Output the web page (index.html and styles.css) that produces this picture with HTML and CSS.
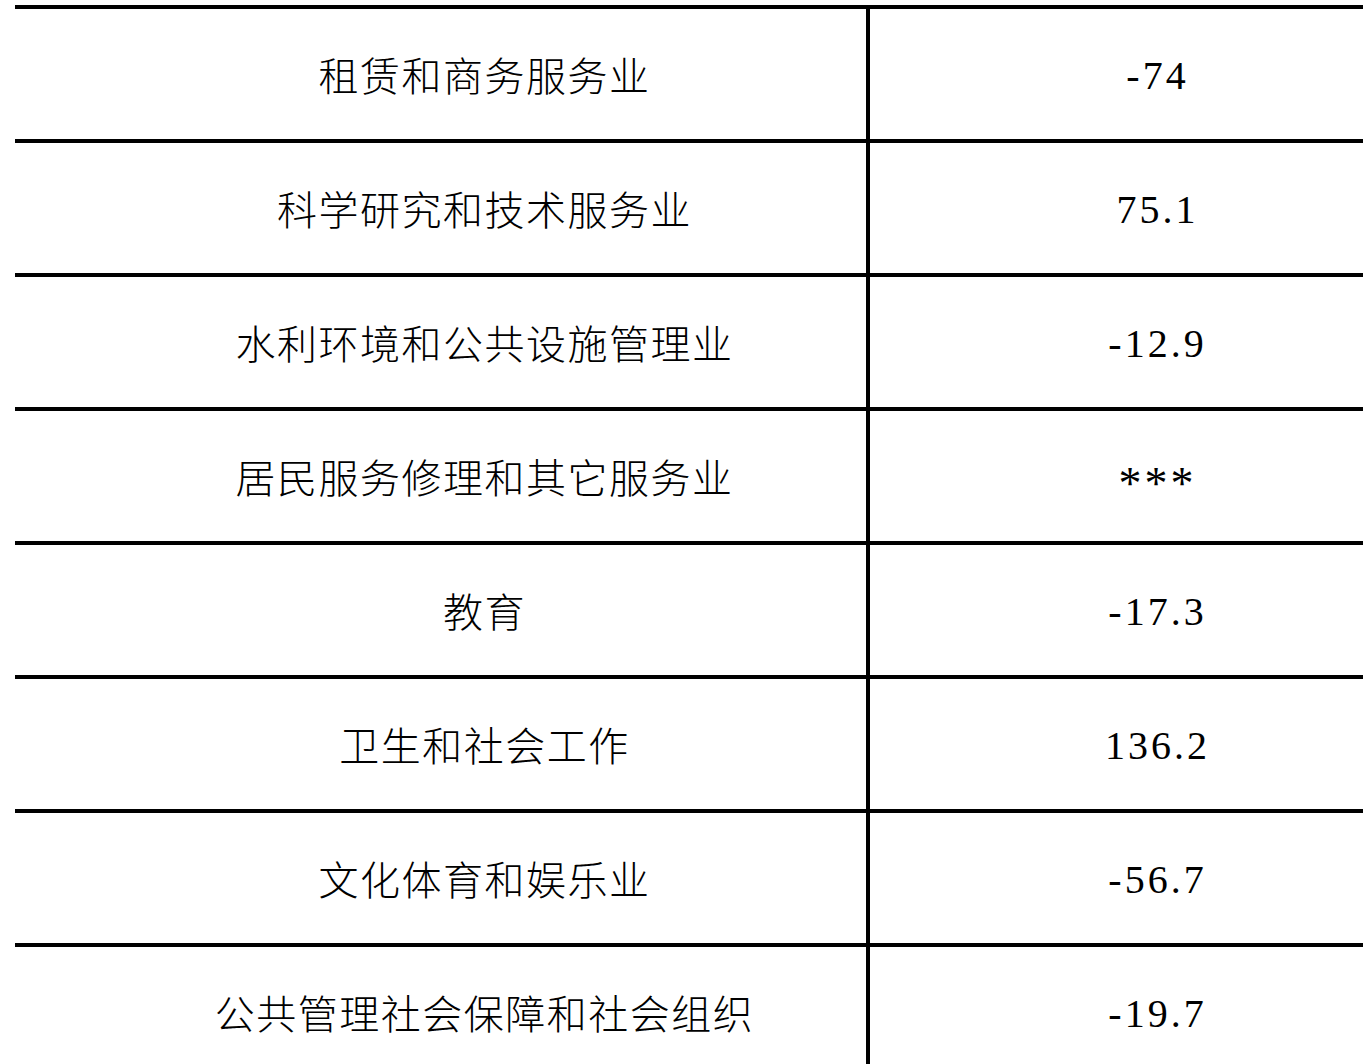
FILE: index.html
```html
<!DOCTYPE html>
<html lang="zh-CN">
<head>
<meta charset="utf-8">
<title>行业数据</title>
<link rel="stylesheet" href="styles.css">
</head>
<body>
<div class="table">
  <div class="row"><div class="name">租赁和商务服务业</div><div class="value">-74</div></div>
  <div class="row"><div class="name">科学研究和技术服务业</div><div class="value">75.1</div></div>
  <div class="row"><div class="name">水利环境和公共设施管理业</div><div class="value">-12.9</div></div>
  <div class="row"><div class="name">居民服务修理和其它服务业</div><div class="value stars">***</div></div>
  <div class="row"><div class="name">教育</div><div class="value">-17.3</div></div>
  <div class="row"><div class="name">卫生和社会工作</div><div class="value">136.2</div></div>
  <div class="row"><div class="name">文化体育和娱乐业</div><div class="value">-56.7</div></div>
  <div class="row"><div class="name">公共管理社会保障和社会组织</div><div class="value">-19.7</div></div>
</div>
</body>
</html>
```

FILE: styles.css
```css
html, body {
  margin: 0;
  padding: 0;
  background: #fff;
}
body {
  overflow: hidden;
  height: 1064px;
}
.table {
  margin: 5px 0 0 15px;
  width: 1348px;
}
.row {
  display: grid;
  grid-template-columns: 855px 1fr;
  height: 130px;
  border-top: 4px solid #000;
}
.name {
  border-right: 4px solid #000;
  display: flex;
  align-items: center;
  justify-content: center;
  padding: 0 0 0 88px;
  font-family: "Noto Sans CJK SC", sans-serif;
  font-weight: 300;
  font-size: 40px;
  letter-spacing: 1.5px;
  color: #000;
}
.value {
  display: flex;
  align-items: center;
  justify-content: center;
  padding: 2px 0 0 82px;
  font-family: "Liberation Serif", serif;
  font-size: 40px;
  letter-spacing: 3px;
  color: #000;
}
.stars {
  font-size: 46px;
  padding-top: 14px;
}
```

#### Required work:
Without the pictures, transcribe the listing above exactly.

#### Output of the task:
Output the web page (index.html and styles.css) that produces this picture with HTML and CSS.
FILE: index.html
```html
<!DOCTYPE html>
<html lang="zh-CN">
<head>
<meta charset="utf-8">
<title>行业数据</title>
<link rel="stylesheet" href="styles.css">
</head>
<body>
<div class="table">
  <div class="row"><div class="name">租赁和商务服务业</div><div class="value">-74</div></div>
  <div class="row"><div class="name">科学研究和技术服务业</div><div class="value">75.1</div></div>
  <div class="row"><div class="name">水利环境和公共设施管理业</div><div class="value">-12.9</div></div>
  <div class="row"><div class="name">居民服务修理和其它服务业</div><div class="value stars">***</div></div>
  <div class="row"><div class="name">教育</div><div class="value">-17.3</div></div>
  <div class="row"><div class="name">卫生和社会工作</div><div class="value">136.2</div></div>
  <div class="row"><div class="name">文化体育和娱乐业</div><div class="value">-56.7</div></div>
  <div class="row"><div class="name">公共管理社会保障和社会组织</div><div class="value">-19.7</div></div>
</div>
</body>
</html>
```

FILE: styles.css
```css
html, body {
  margin: 0;
  padding: 0;
  background: #fff;
}
body {
  overflow: hidden;
  height: 1064px;
}
.table {
  margin: 5px 0 0 15px;
  width: 1348px;
}
.row {
  display: grid;
  grid-template-columns: 855px 1fr;
  height: 130px;
  border-top: 4px solid #000;
}
.name {
  border-right: 4px solid #000;
  display: flex;
  align-items: center;
  justify-content: center;
  padding: 0 0 0 88px;
  font-family: "Noto Sans CJK SC", sans-serif;
  font-weight: 300;
  font-size: 40px;
  letter-spacing: 1.5px;
  color: #000;
}
.value {
  display: flex;
  align-items: center;
  justify-content: center;
  padding: 2px 0 0 82px;
  font-family: "Liberation Serif", serif;
  font-size: 40px;
  letter-spacing: 3px;
  color: #000;
}
.stars {
  font-size: 46px;
  padding-top: 14px;
}
```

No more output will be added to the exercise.